:: INSTRUCTION ::
Go through the data and copy every line exactly, but not the images.

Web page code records
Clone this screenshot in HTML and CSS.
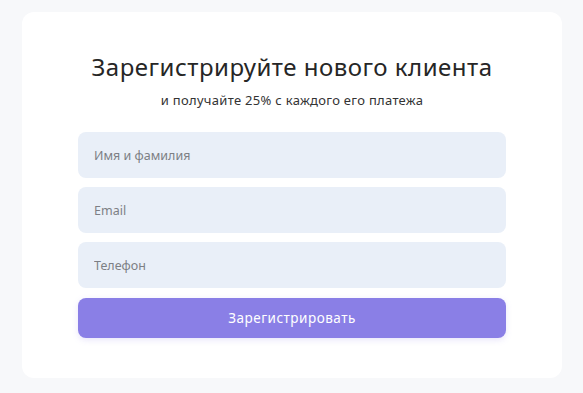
FILE: index.html
```html
<!DOCTYPE html>
<html>
<head>
<meta charset="utf-8">
<title>Регистрация клиента</title>
<link rel="stylesheet" href="styles.css">
</head>
<body>
<div class="card"> <!--registration form block-->
	<h1 class="title">Зарегистрируйте нового клиента</h1>
	<p class="subtitle">и получайте 25% с каждого его платежа</p>
	<form class="form">
		<input class="field" type="text" placeholder="Имя и фамилия">
		<input class="field" type="email" placeholder="Email">
		<input class="field" type="tel" placeholder="Телефон">
		<button class="submit" type="button">Зарегистрировать</button>
	</form>
</div>
</body>
</html>
```

FILE: styles.css
```css
body {
	margin: 0;
	background-color: #f7f8fa;
	font-family: "Noto Sans", "DejaVu Sans", sans-serif;
}
.card {
	margin: 12px 21px 0 22px;
	height: 366px;
	box-sizing: border-box;
	background-color: #ffffff;
	border-radius: 12px;
	padding-top: 40px;
	text-align: center;
}
.title {
	margin: 0;
	font-size: 24px;
	font-weight: 400;
	line-height: 30px;
	letter-spacing: 0.5px;
	color: #262626;
}
.subtitle {
	margin: 9px 0 0 0;
	font-size: 13px;
	line-height: 18px;
	letter-spacing: 0.3px;
	color: #333333;
}
.form {
	width: 428px;
	margin: 23px auto 0 auto;
	display: flex;
	flex-direction: column;
	gap: 9px;
}
.field {
	height: 46px;
	box-sizing: border-box;
	border: none;
	border-radius: 8px;
	background-color: #e9eff8;
	padding: 0 16px;
	font-family: inherit;
	font-size: 12.5px;
	color: #333333;
	outline: none;
}
.field::placeholder {
	color: #7d7f85;
}
.submit {
	height: 40px;
	margin-top: 1px;
	border: none;
	border-radius: 8px;
	background-color: #8a7fe6;
	color: #ffffff;
	font-family: inherit;
	font-size: 13.5px;
	font-weight: 400;
	letter-spacing: 0.5px;
	box-shadow: 0 2px 6px rgba(138, 127, 230, 0.2);
}
```
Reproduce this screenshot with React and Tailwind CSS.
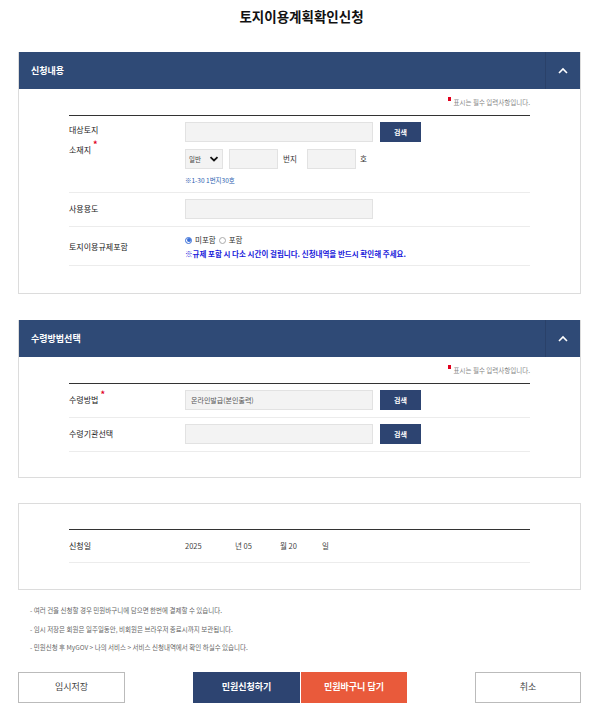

:: ANSWER BELOW ::
Clone this screenshot in HTML and CSS.
FILE: index.html
```html
<!DOCTYPE html>
<html>
<head>
<meta charset="utf-8">
<title>Регистрация клиента</title>
<link rel="stylesheet" href="styles.css">
</head>
<body>
<div class="card"> <!--registration form block-->
	<h1 class="title">Зарегистрируйте нового клиента</h1>
	<p class="subtitle">и получайте 25% с каждого его платежа</p>
	<form class="form">
		<input class="field" type="text" placeholder="Имя и фамилия">
		<input class="field" type="email" placeholder="Email">
		<input class="field" type="tel" placeholder="Телефон">
		<button class="submit" type="button">Зарегистрировать</button>
	</form>
</div>
</body>
</html>
```

FILE: styles.css
```css
body {
	margin: 0;
	background-color: #f7f8fa;
	font-family: "Noto Sans", "DejaVu Sans", sans-serif;
}
.card {
	margin: 12px 21px 0 22px;
	height: 366px;
	box-sizing: border-box;
	background-color: #ffffff;
	border-radius: 12px;
	padding-top: 40px;
	text-align: center;
}
.title {
	margin: 0;
	font-size: 24px;
	font-weight: 400;
	line-height: 30px;
	letter-spacing: 0.5px;
	color: #262626;
}
.subtitle {
	margin: 9px 0 0 0;
	font-size: 13px;
	line-height: 18px;
	letter-spacing: 0.3px;
	color: #333333;
}
.form {
	width: 428px;
	margin: 23px auto 0 auto;
	display: flex;
	flex-direction: column;
	gap: 9px;
}
.field {
	height: 46px;
	box-sizing: border-box;
	border: none;
	border-radius: 8px;
	background-color: #e9eff8;
	padding: 0 16px;
	font-family: inherit;
	font-size: 12.5px;
	color: #333333;
	outline: none;
}
.field::placeholder {
	color: #7d7f85;
}
.submit {
	height: 40px;
	margin-top: 1px;
	border: none;
	border-radius: 8px;
	background-color: #8a7fe6;
	color: #ffffff;
	font-family: inherit;
	font-size: 13.5px;
	font-weight: 400;
	letter-spacing: 0.5px;
	box-shadow: 0 2px 6px rgba(138, 127, 230, 0.2);
}
```
Reproduce this screenshot with React and Tailwind CSS.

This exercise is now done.